>>

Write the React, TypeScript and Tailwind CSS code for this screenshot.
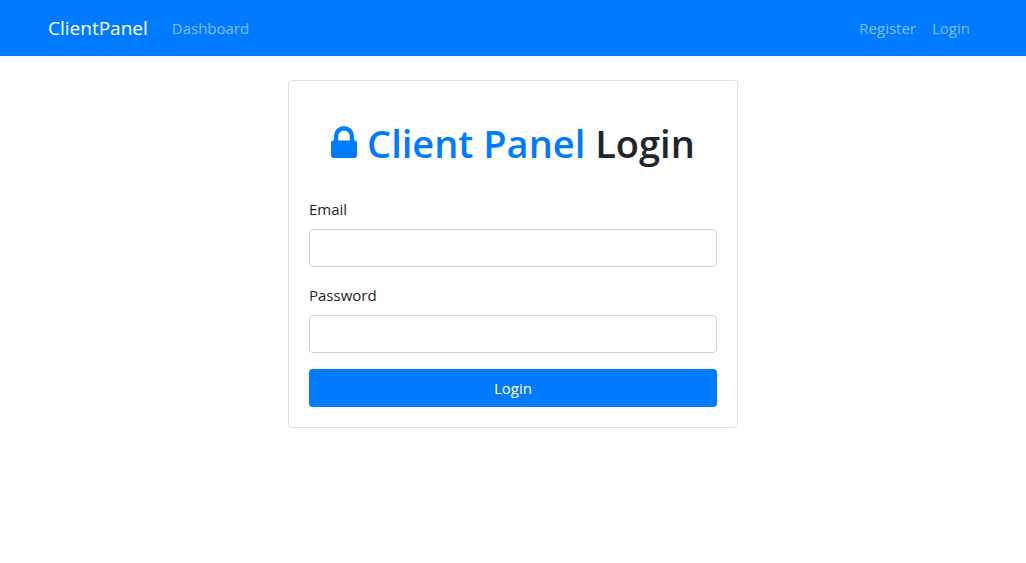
function LockIcon() {
  return (
    <svg
      viewBox="0 128 1152 1408"
      fill="currentColor"
      aria-hidden="true"
      className="inline h-8 w-[26px] align-baseline"
    >
      <path d="M320 768h512v-192q0-106-75-181t-181-75-181 75-75 181v192zm832 96v576q0 40-28 68t-68 28h-960q-40 0-68-28t-28-68v-576q0-40 28-68t68-28h32v-192q0-184 132-316t316-132 316 132 132 316v192h32q40 0 68 28t28 68z" />
    </svg>
  );
}

function Navbar() {
  return (
    <nav className="bg-[#007bff] px-4 py-2">
      <div className="mx-auto flex h-10 w-full max-w-[960px] items-center px-[15px]">
        <a href="#home" className="mr-6 text-[19px] leading-[30px] text-white">
          ClientPanel
        </a>
        <a href="#dashboard" className="text-white/50">
          Dashboard
        </a>
        <div className="ml-auto flex gap-4 pr-2">
          <a href="#register" className="text-white/50">
            Register
          </a>
          <a href="#login" className="text-white/50">
            Login
          </a>
        </div>
      </div>
    </nav>
  );
}

function Field({ id, label, type }: { id: string; label: string; type: string }) {
  return (
    <div className="mb-4">
      <label htmlFor={id} className="mb-2 block">
        {label}
      </label>
      <input
        id={id}
        type={type}
        className="block h-[38px] w-full rounded border border-[#ced4da] bg-white px-3 text-[#495057] outline-none focus:border-[#80bdff]"
      />
    </div>
  );
}

export default function App() {
  return (
    <div className="font-['Segoe_UI','Open_Sans','Noto_Sans',sans-serif] text-[15px] leading-6 text-[#212529]">
      <Navbar />
      <main className="mx-auto mt-6 w-full max-w-[450px]">
        <div className="rounded border border-[#dfdfdf] bg-white p-5">
          <h1 className="pt-[18px] pb-[30px] text-center text-[38px] leading-[48px] font-semibold">
            <span className="text-[#007bff]">
              <LockIcon /> Client Panel
            </span>{" "}
            Login
          </h1>
          <form onSubmit={(event) => event.preventDefault()}>
            <Field id="email" label="Email" type="email" />
            <Field id="password" label="Password" type="password" />
            <button type="submit" className="block h-[38px] w-full rounded bg-[#007bff] text-white">
              Login
            </button>
          </form>
        </div>
      </main>
    </div>
  );
}
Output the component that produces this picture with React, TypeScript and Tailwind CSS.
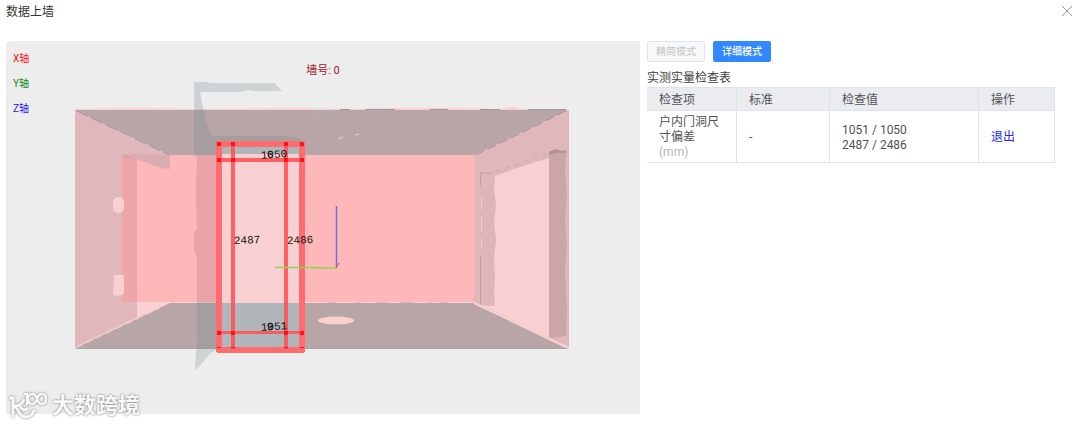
import React from "react";

const DOOR_X = [217, 231, 284, 300];
const DOOR_Y = [142, 158, 331, 347];

function RoomScene() {
  const joints = DOOR_X.flatMap((x) => DOOR_Y.map((y) => ({ x, y })));
  return (
    <svg viewBox="6 41 634 373" className="block w-full" role="img" aria-label="墙面三维视图">
      {/* shell */}
      <path d="M75 109 L130 108 L210 109 L300 108 L345 109 L400 108 L455 108 L500 109 L512 107 L525 109 L569 110 L569 347 L75 349Z" fill="#f8d0d2" />
      {/* left wall */}
      <path d="M75 110 L170 155 L170 169 L137 160 V317 L75 347Z" fill="#e0b8bc" />
      {/* back wall */}
      <path d="M122 154 H474 V302 H122Z" fill="#ffb8ba" />
      <path d="M122 154 L137 159 V302 H122Z" fill="#eda5a9" />
      <path d="M122 154 H170 V169 L160 168 L137 159 L122 156Z" fill="#dbacb0" />
      <path d="M75 110 L170 155 L122 154 H140Z" fill="#e0b8bc" />
      <path d="M122 154 L138 161 L126 157Z" fill="#c99ca0" />
      {/* ceiling */}
      <path d="M75 110 L568 110 L476 155 L170 155Z" fill="#b7a5a7" />
      <path d="M77 111 L104 124 L126 134 L148 145 L169 155" fill="none" stroke="#a89497" strokeDasharray="12 4" />
      {/* floor */}
      <path d="M75 348 L170 303 H474 L568 348Z" fill="#b7a5a7" />
      <path d="M76 348 L160 308" stroke="#e9c6c9" strokeDasharray="8 3" />
      <path d="M76 348.500 H568" stroke="#a9a3a5" />
      <path d="M340 109.500 H350 M365 109.500 H395 M430 109.500 H448 M480 109.500 H500 M528 109.500 H566" stroke="#a3989a" />
      <path d="M313 110 h11 v2 l-5 1z M324 110 h12 l-3 2 h-6z M371 110 h12 l-3 1.500 h-5z" fill="#a8b3b7" />
      <path d="M338 139 l5 -2 M355 135 l4 -1" stroke="#ead4d5" />
      <path d="M327 303 h8 M355 303 h6 M377 303 h10 M400 303 h14 M429 303 h4 M440 303 h7" stroke="#b7a5a7" strokeWidth="1" />
      {/* right wall */}
      <path d="M474 155 L569 110 V347 L474 303Z" fill="#e0b8bc" />
      <path d="M476 155 L568 110" stroke="#a89497" strokeDasharray="9 4" />
      <path d="M481 305 L494 306 V173 L549 154 V338Z" fill="#f8d0d2" />
      <path d="M480 173 L494 173 L549 154 L549 158 L520 167 L495 176 L494 190 L496 205 L494 222 L496 240 L494 258 L495 280 L494 290 L495 306 L480 305Z" fill="#deb5b9" />
      <path d="M549 151 L567 150 L565 170 L567 195 L565 220 L567 245 L565 270 L567 310 L566 336 L549 338Z" fill="#caa6a9" />
      <path d="M549 152 L555 149 L561 151 L566 151 V153 H556 L550 155Z" fill="#b49195" />
      <path d="M480.500 173 V186 M480.500 255 V304 M480 173 H492" fill="none" stroke="#c59fa3" />
      <path d="M495 172 L547 154" stroke="#d0a8ac" strokeDasharray="6 4" />
      <path d="M481.500 196 V248" stroke="#f0cbce" strokeDasharray="14 7" />
      <path d="M474 303 L568 348" stroke="#f8d0d2" strokeWidth="2" />
      {/* fixtures */}
      <rect x="113" y="197" width="11" height="16" rx="5" fill="#f8d0d2" />
      <path d="M114 275 H124 V294 L118 296 L113 295Z" fill="#f8d0d2" />
      <ellipse cx="336" cy="320.500" rx="18" ry="4" fill="#f8d0d2" />
      {/* door opening */}
      <rect x="220" y="145" width="82" height="204" fill="#f8d0d2" />
      <rect x="220" y="145" width="82" height="9" fill="#b0b5b9" />
      <rect x="220" y="303" width="82" height="46" fill="#b0b5b9" />
      {/* door leaf */}
      <path d="M194 82 H207 L210 83 H275 L278 87 L282 91 H255 L248 90 L240 92 H200 L205 118 L211 136 H286 L299 138 L304 142 H217 V349 L210 354 L196 370 L195 367 L197 340 V256 L194 250 V233 L197 229 L196 190 L198 160 L194 154Z" fill="#748d91" fillOpacity="0.26" />
      <path d="M197 155 H217 V302 H197 V256 L194 250 V233 L197 229 L196 190Z" fill="#eaa4a9" />
      {/* measured frame */}
      <g fill="#ff6c6f">
        <rect x="216" y="141" width="6" height="211" />
        <rect x="299" y="142" width="6" height="210" />
        <path d="M217 141 H301 L305 144 V147 H217Z" />
        <rect x="217" y="347" width="87" height="6" />
      </g>
      <g fill="#ff5356" fillOpacity="0.9">
        <rect x="231" y="143" width="4" height="206" />
        <rect x="284" y="143" width="4" height="206" />
        <rect x="218" y="158" width="86" height="4" />
        <rect x="218" y="331" width="86" height="3" />
      </g>
      {joints.map(({ x, y }) => (
        <rect key={`${x}-${y}`} x={x} y={y} width="4" height={y === 347 ? 1 : 4} fill="#f8141a" />
      ))}
      {/* axes */}
      <path d="M336.500 206 V267" stroke="#6c70dc" strokeWidth="1.500" />
      <path d="M275 267.500 H310 L323 268 H337" fill="none" stroke="#8fd34a" strokeWidth="1.500" />
      <path d="M336 268 L339 263" stroke="#d84a50" />
      <g className="font-['Liberation_Mono',monospace] text-[11px]" fill="#181214">
        <g transform="rotate(-3 273 158)">
          <text x="261" y="158">1050</text>
          <text x="267" y="158">6</text>
        </g>
        <text x="234" y="244" transform="rotate(-2 234 244)">2487</text>
        <text x="287" y="244" transform="rotate(-2 287 244)">2486</text>
        <g transform="rotate(-3 273 330)">
          <text x="261" y="330">1051</text>
          <text x="267" y="330">9</text>
        </g>
      </g>
    </svg>
  );
}

function Watermark() {
  return (
    <div className="absolute -bottom-1.5 left-[2px] flex items-center gap-1 text-[#f8f8f8] drop-shadow-[0_0_1px_#777]">
      <svg viewBox="0 0 40 28" className="h-7 w-10" fill="none" stroke="currentColor" strokeWidth="3" aria-hidden="true">
        <path d="M1 6 H5 V25 M16 7 C15 11 12 14 6 14 C11 15 10 25 18 25 C22 25 25 22 26 18 M12 14 C13 18 17 19 20 16" />
        <path d="M16 2 H19 V13" strokeWidth="2.500" />
        <path d="M29 7 C27 0 20 1 20 7 C20 13 27 14 29 7 C31 0 38 1 38 7 C38 13 31 14 29 7Z" strokeWidth="2.500" />
      </svg>
      <span className="text-[22px] leading-7 font-bold">大数跨境</span>
    </div>
  );
}

export default function App() {
  const head = "border-r border-[#dde4e6] px-3 pt-0.5 text-left font-normal";
  const cell = "border-r border-[#dde4e6] px-3 pt-1 pb-0.5";
  return (
    <main className="bg-white pr-[25px] pb-[11px] pl-[6px] font-[Roboto,'Noto_Sans_CJK_SC',sans-serif] text-xs text-[#505256]">
      <header className="-mr-[18px] flex h-[41px] items-start justify-between pt-1">
        <h1 className="leading-4 text-[#333]">数据上墙</h1>
        <button type="button" aria-label="关闭" className="flex h-3.5 w-3 items-center justify-center text-[#999]">
          <svg viewBox="0 0 12 12" className="h-3 w-3" fill="none" stroke="currentColor" aria-hidden="true">
            <path d="M1 1 L11 11 M11 1 L1 11" />
          </svg>
        </button>
      </header>
      <div className="grid grid-cols-[634fr_408fr] items-start gap-[7px]">
        <section className="relative rounded-tl bg-[#ededed]">
          <RoomScene />
          <ul className="absolute top-2.5 left-[7px] flex flex-col gap-[9px] text-[10px] leading-4">
            <li className="text-[#f01818]">X轴</li>
            <li className="text-[#108a20]">Y轴</li>
            <li className="text-[#2020e8]">Z轴</li>
          </ul>
          <p className="absolute top-[22px] left-1/2 -translate-x-1/2 text-[11px] leading-4 text-[#a02028]">墙号: 0</p>
          <Watermark />
        </section>
        <section>
          <div className="flex gap-2 text-[10px]">
            <button type="button" disabled className="h-[21px] rounded-xs border border-[#e2e3e6] bg-[#f7f8f9] px-2 text-[#c4c5c8]">精简模式</button>
            <button type="button" className="h-[21px] rounded-xs bg-[#3388ff] px-[9px] font-medium text-white">详细模式</button>
          </div>
          <table className="mt-2 w-full table-fixed border-separate border-spacing-0 leading-[15px]">
            <caption className="h-[17px] text-left leading-4 text-[#404040]">实测实量检查表</caption>
            <colgroup>
              <col />
              <col className="w-[93px]" />
              <col className="w-[149px]" />
              <col className="w-[76px]" />
            </colgroup>
            <thead>
              <tr className="h-6 bg-[#ebecf0]">
                <th className={`${head} border-y`}>检查项</th>
                <th className={`${head} border-y`}>标准</th>
                <th className={`${head} border-y`}>检查值</th>
                <th className={`${head} border-y`}>操作</th>
              </tr>
            </thead>
            <tbody>
              <tr>
                <td className={`${cell} border-b`}>
                  户内门洞尺寸偏差<br />
                  <span className="text-[#b8b8b8]">(mm)</span>
                </td>
                <td className={`${cell} border-b`}>-</td>
                <td className={`${cell} border-b`}>1051 / 1050<br />2487 / 2486</td>
                <td className={`${cell} border-b`}>
                  <a href="#exit" className="text-[#2525ee]">退出</a>
                </td>
              </tr>
            </tbody>
          </table>
        </section>
      </div>
    </main>
  );
}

<<

Skip the pictures and repeat, word for word, the lines from the one containing "Output the component" to the one containing "const DOOR_Y = [142, 158, 331, 347];", keeping both of those lines.

Output the component that produces this picture with React, TypeScript and Tailwind CSS.
import React from "react";

const DOOR_X = [217, 231, 284, 300];
const DOOR_Y = [142, 158, 331, 347];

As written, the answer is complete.